### What is being asked
Pull each line containing "React" out of the data and copy it.

--

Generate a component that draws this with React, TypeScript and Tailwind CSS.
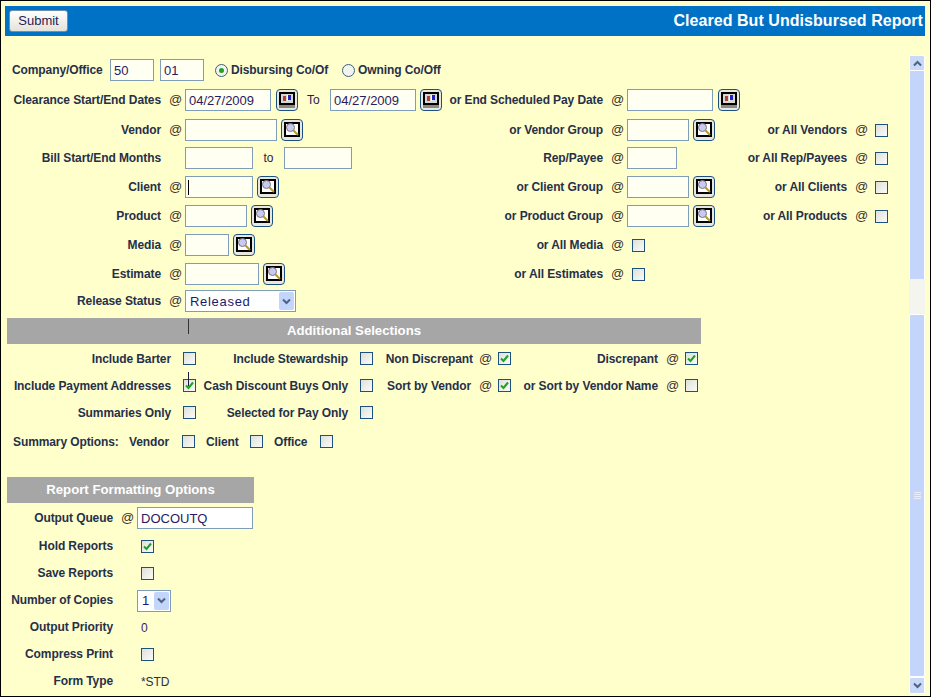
import React from "react";

const Label = ({ w, children, ml = "" }: { w: string; children: React.ReactNode; ml?: string }) => (
  <div className={`${w} ${ml} shrink-0 text-right whitespace-nowrap`}>{children}</div>
);

const At = ({ ml = "ml-[8px]" }: { ml?: string }) => (
  <div className={`${ml} w-[12px] shrink-0 text-center text-[13px] font-normal text-[#40302a]`}>@</div>
);

const Input = ({ w, value = "", caret = false, white = false }: { w: string; value?: string; caret?: boolean; white?: boolean }) => (
  <div
    className={`${w} relative h-[22px] shrink-0 border border-[#7f9db9] ${white ? "bg-white" : "bg-[#fffff2]"} pl-[3px] text-[13px] leading-[21px] font-normal tracking-normal text-[#2a1a60]`}
  >
    {value}
    {caret && <span className="absolute left-[2px] top-[3px] h-[15px] w-px bg-black" />}
  </div>
);

const IconBtn = ({ kind }: { kind: "search" | "cal" }) => (
  <div className="ml-[4px] flex h-[22px] w-[22px] shrink-0 items-center justify-center rounded-[4px] border border-[#1c5180] bg-[#e8e8e0]">
    <svg width="20" height="20" viewBox="0 0 20 20">
      {kind === "search" ? (
        <>
          <rect x="2" y="2" width="16" height="15" fill="#000" />
          <rect x="4" y="4" width="12" height="11" fill="#fff" />
          <circle cx="8.5" cy="7.5" r="4" fill="#c9c9f2" stroke="#777" strokeWidth="1" />
          <path d="M11.5 10.5 L16 15" stroke="#b59a2a" strokeWidth="2" />
        </>
      ) : (
        <>
          <rect x="2" y="2" width="16" height="13" fill="#000" />
          <rect x="4" y="4" width="12" height="9" fill="#d8d8d0" />
          <rect x="6" y="6" width="3" height="5" fill="#b04040" />
          <rect x="10" y="5" width="1" height="6" fill="#fff" />
          <rect x="11" y="5" width="3" height="5" fill="#2222cc" />
          <rect x="2" y="15" width="16" height="3" fill="#8a8a80" />
        </>
      )}
    </svg>
  </div>
);

const Check = ({ on = false, ml = "" }: { on?: boolean; ml?: string }) => (
  <div className={`${ml} flex h-[13px] w-[13px] shrink-0 items-center justify-center border border-[#1c5180] bg-gradient-to-br from-[#e0e0da] to-[#fafaf8]`}>
    {on && (
      <svg width="9" height="9" viewBox="0 0 9 9">
        <path d="M1 4.5 L3.5 7 L8 1.5" fill="none" stroke="#21a121" strokeWidth="2" />
      </svg>
    )}
  </div>
);

const Radio = ({ on = false }: { on?: boolean }) => (
  <div className="flex h-[13px] w-[13px] shrink-0 items-center justify-center rounded-full border border-[#3c5f80] bg-[#f4f4ee]">
    {on && <div className="h-[5px] w-[5px] rounded-full bg-[#21a121]" />}
  </div>
);

const Select = ({ w, value }: { w: string; value: string }) => (
  <div className={`${w} flex h-[22px] shrink-0 items-center justify-between border border-[#7f9db9] bg-white pl-[4px] pr-px text-[13px] font-normal tracking-[0.7px] text-[#1a1a6e]`}>
    <span className="pt-px">{value}</span>
    <span className="flex h-[18px] w-[15px] items-center justify-center rounded-[2px] bg-[#c3d5fb]">
      <svg width="9" height="7" viewBox="0 0 9 7">
        <path d="M1 1.5 L4.5 5 L8 1.5" fill="none" stroke="#4d6185" strokeWidth="2" />
      </svg>
    </span>
  </div>
);

const TopRow = ({ h, left, mid, midCtl, right }: { h: string; left: React.ReactNode; mid?: string; midCtl?: React.ReactNode; right?: string }) => (
  <div className={`${h} flex items-center`}>
    <div className="flex w-[433px] shrink-0 items-center">{left}</div>
    {mid && (
      <>
        <Label w="w-[163px]">{mid}</Label>
        <At />
        <div className="ml-[4px] flex w-[120px] shrink-0 items-center">{midCtl}</div>
      </>
    )}
    {right && (
      <>
        <Label w="w-[100px]">{right}</Label>
        <At />
        <Check ml="ml-[8px]" />
      </>
    )}
  </div>
);

const Main = ({ label, children, noAt = false }: { label: string; children: React.ReactNode; noAt?: boolean }) => (
  <>
    <Label w="w-[154px]">{label}</Label>
    {noAt ? <div className="ml-[8px] w-[12px]" /> : <At />}
    <div className="ml-[4px] flex items-center">{children}</div>
  </>
);

const AddRow = ({ h, children }: { h: string; children: React.ReactNode }) => <div className={`${h} flex items-center`}>{children}</div>;

const FmtRow = ({ label, children, at = false, h = "h-[27px]" }: { label: string; children: React.ReactNode; at?: boolean; h?: string }) => (
  <div className={`${h} flex items-center`}>
    <Label w="w-[106px]" ml={at ? "" : "pb-[2px]"}>{label}</Label>
    {at ? <At /> : <div className="ml-[8px] w-[12px]" />}
    <div className="ml-[4px] flex items-center">{children}</div>
  </div>
);

export default function App() {
  return (
    <div
      className="flex h-[697px] w-[931px] flex-col overflow-hidden border border-black bg-[#ffffcc] text-[12px] font-bold tracking-[-0.1px] text-[#26304a]"
      style={{ fontFamily: '"Liberation Sans", Arial, sans-serif' }}
    >
      <div className="mx-[4px] mt-[5px] flex h-[30px] w-[920px] shrink-0 items-center justify-between bg-[#0072c6] pl-[4px] pr-[2px]">
        <button className="h-[22px] w-[59px] rounded-[3px] border border-[#6f8fae] bg-gradient-to-b from-white to-[#e4e2d8] text-[13px] font-normal tracking-normal text-[#2a1a50]">
          Submit
        </button>
        <div className="text-[16px] font-bold tracking-[0.05px] text-white">Cleared But Undisbursed Report</div>
      </div>

      <div className="flex min-h-0 flex-1">
        <div className="w-[908px] shrink-0 pl-[6px]">
          <div className="h-[20px]" />
          <div className="flex h-[28px] items-center">
            <div className="w-[103px] shrink-0 pl-[5px] whitespace-nowrap">Company/Office</div>
            <Input w="w-[44px]" value="50" />
            <div className="ml-[6px]"><Input w="w-[44px]" value="01" /></div>
            <div className="ml-[11px]"><Radio on /></div>
            <div className="ml-[3px] w-[111px] whitespace-nowrap">Disbursing Co/Of</div>
            <Radio />
            <div className="ml-[3px] whitespace-nowrap">Owning Co/Off</div>
          </div>
          <div className="flex h-[32px] items-center">
            <Label w="w-[154px]">Clearance Start/End Dates</Label>
            <At />
            <div className="ml-[4px]"><Input w="w-[86px]" value="04/27/2009" /></div>
            <div className="ml-[1px]"><IconBtn kind="cal" /></div>
            <div className="ml-[9px] w-[23px] font-normal text-[#2a1a50]">To</div>
            <Input w="w-[86px]" value="04/27/2009" />
            <IconBtn kind="cal" />
            <Label w="w-[161px]">or End Scheduled Pay Date</Label>
            <At />
            <div className="ml-[4px]"><Input w="w-[86px]" /></div>
            <div className="ml-px"><IconBtn kind="cal" /></div>
          </div>
          <TopRow
            h="h-[28px]"
            left={<Main label="Vendor"><Input w="w-[92px]" /><IconBtn kind="search" /></Main>}
            mid="or Vendor Group"
            midCtl={<><Input w="w-[62px]" /><IconBtn kind="search" /></>}
            right="or All Vendors"
          />
          <TopRow
            h="h-[28px]"
            left={
              <Main label="Bill Start/End Months" noAt>
                <Input w="w-[68px]" />
                <div className="w-[31px] text-center font-normal text-[#2a1a50]">to</div>
                <Input w="w-[68px]" />
              </Main>
            }
            mid="Rep/Payee"
            midCtl={<Input w="w-[50px]" />}
            right="or All Rep/Payees"
          />
          <TopRow
            h="h-[30px]"
            left={<Main label="Client"><Input w="w-[68px]" caret /><IconBtn kind="search" /></Main>}
            mid="or Client Group"
            midCtl={<><Input w="w-[62px]" /><IconBtn kind="search" /></>}
            right="or All Clients"
          />
          <TopRow
            h="h-[28px]"
            left={<Main label="Product"><Input w="w-[62px]" /><IconBtn kind="search" /></Main>}
            mid="or Product Group"
            midCtl={<><Input w="w-[62px]" /><IconBtn kind="search" /></>}
            right="or All Products"
          />
          <TopRow
            h="h-[30px]"
            left={<Main label="Media"><Input w="w-[44px]" /><IconBtn kind="search" /></Main>}
            mid="or All Media"
            midCtl={<Check ml="ml-[5px]" />}
          />
          <TopRow
            h="h-[28px]"
            left={<Main label="Estimate"><Input w="w-[74px]" /><IconBtn kind="search" /></Main>}
            mid="or All Estimates"
            midCtl={<Check ml="ml-[5px]" />}
          />
          <TopRow h="h-[26px]" left={<Main label="Release Status"><Select w="w-[111px]" value="Released" /></Main>} />
          <div className="h-[4px]" />

          <div className="relative flex h-[26px] w-[694px] items-center justify-center bg-[#a6a6a6] text-[13.2px] font-bold tracking-normal text-white">
            Additional Selections
            <span className="absolute left-[181px] top-[1px] h-[15px] w-px bg-[#333]" />
          </div>

          <div className="relative">
            <span className="absolute left-[181px] top-[28px] z-10 h-[14px] w-px bg-[#14203c]" />
            <AddRow h="h-[29px]">
              <Label w="w-[164px]">Include Barter</Label>
              <Check ml="ml-[12px]" />
              <Label w="w-[152px]">Include Stewardship</Label>
              <Check ml="ml-[12px]" />
              <Label w="w-[100px]">Non Discrepant</Label>
              <At ml="ml-[6px]" />
              <Check on ml="ml-[7px]" />
              <Label w="w-[147px]">Discrepant</Label>
              <At />
              <Check on ml="ml-[7px]" />
            </AddRow>
            <AddRow h="h-[25px]">
              <Label w="w-[164px]">Include Payment Addresses</Label>
              <Check on ml="ml-[12px]" />
              <Label w="w-[152px]">Cash Discount Buys Only</Label>
              <Check ml="ml-[12px]" />
              <Label w="w-[98px]">Sort by Vendor</Label>
              <At />
              <Check on ml="ml-[7px]" />
              <Label w="w-[147px]">or Sort by Vendor Name</Label>
              <At />
              <Check ml="ml-[7px]" />
            </AddRow>
            <AddRow h="h-[29px]">
              <Label w="w-[164px]">Summaries Only</Label>
              <Check ml="ml-[12px]" />
              <Label w="w-[152px]">Selected for Pay Only</Label>
              <Check ml="ml-[12px]" />
            </AddRow>
            <AddRow h="h-[29px]">
              <div className="w-[122px] shrink-0 pl-[6px] whitespace-nowrap">Summary Options:</div>
              <div className="w-[53px] shrink-0 whitespace-nowrap">Vendor</div>
              <Check />
              <div className="ml-[11px] w-[44px]">Client</div>
              <Check />
              <div className="ml-[11px] w-[46px]">Office</div>
              <Check />
            </AddRow>
          </div>

          <div className="h-[21px]" />
          <div className="flex h-[26px] w-[247px] items-center justify-center bg-[#a6a6a6] text-[13.2px] font-bold tracking-normal text-white">Report Formatting Options</div>
          <div>
            <FmtRow label="Output Queue" at h="h-[30px]"><Input w="w-[116px]" value="DOCOUTQ" white /></FmtRow>
            <FmtRow label="Hold Reports"><Check on ml="ml-[4px]" /></FmtRow>
            <FmtRow label="Save Reports"><Check ml="ml-[4px]" /></FmtRow>
            <FmtRow label="Number of Copies"><Select w="w-[34px]" value="1" /></FmtRow>
            <FmtRow label="Output Priority"><span className="ml-[4px] font-normal text-[#3a1a70]">0</span></FmtRow>
            <FmtRow label="Compress Print"><Check ml="ml-[4px]" /></FmtRow>
            <FmtRow label="Form Type"><span className="ml-[4px] font-normal">*STD</span></FmtRow>
          </div>
        </div>

        <div className="mt-[19px] mb-[2px] flex w-[16px] shrink-0 flex-col">
          <div className="flex h-[16px] shrink-0 items-center justify-center rounded-[2px] border border-white bg-[#c9daf8]">
            <svg width="9" height="7" viewBox="0 0 9 7"><path d="M1 5.5 L4.5 2 L8 5.5" fill="none" stroke="#4d6185" strokeWidth="2" /></svg>
          </div>
          <div className="h-[208px] shrink-0 border-x border-white bg-[#c3d5fb]" />
          <div className="h-[35px] shrink-0 bg-[#f5f5f0]" />
          <div className="flex flex-1 items-center justify-center rounded-[2px] border border-white bg-[#c3d5fb]">
            <div className="flex flex-col gap-px">
              <span className="h-px w-[7px] bg-[#e8f0ff]" />
              <span className="h-px w-[7px] bg-[#e8f0ff]" />
              <span className="h-px w-[7px] bg-[#e8f0ff]" />
              <span className="h-px w-[7px] bg-[#e8f0ff]" />
            </div>
          </div>
          <div className="flex h-[17px] shrink-0 items-center justify-center rounded-[2px] border border-white bg-[#c9daf8]">
            <svg width="9" height="7" viewBox="0 0 9 7"><path d="M1 1.5 L4.5 5 L8 1.5" fill="none" stroke="#4d6185" strokeWidth="2" /></svg>
          </div>
        </div>
      </div>
    </div>
  );
}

--

### Answer below
Generate a component that draws this with React, TypeScript and Tailwind CSS.
import React from "react";
const Label = ({ w, children, ml = "" }: { w: string; children: React.ReactNode; ml?: string }) => (
const TopRow = ({ h, left, mid, midCtl, right }: { h: string; left: React.ReactNode; mid?: string; midCtl?: React.ReactNode; right?: string }) => (
const Main = ({ label, children, noAt = false }: { label: string; children: React.ReactNode; noAt?: boolean }) => (
const AddRow = ({ h, children }: { h: string; children: React.ReactNode }) => <div className={`${h} flex items-center`}>{children}</div>;
const FmtRow = ({ label, children, at = false, h = "h-[27px]" }: { label: string; children: React.ReactNode; at?: boolean; h?: string }) => (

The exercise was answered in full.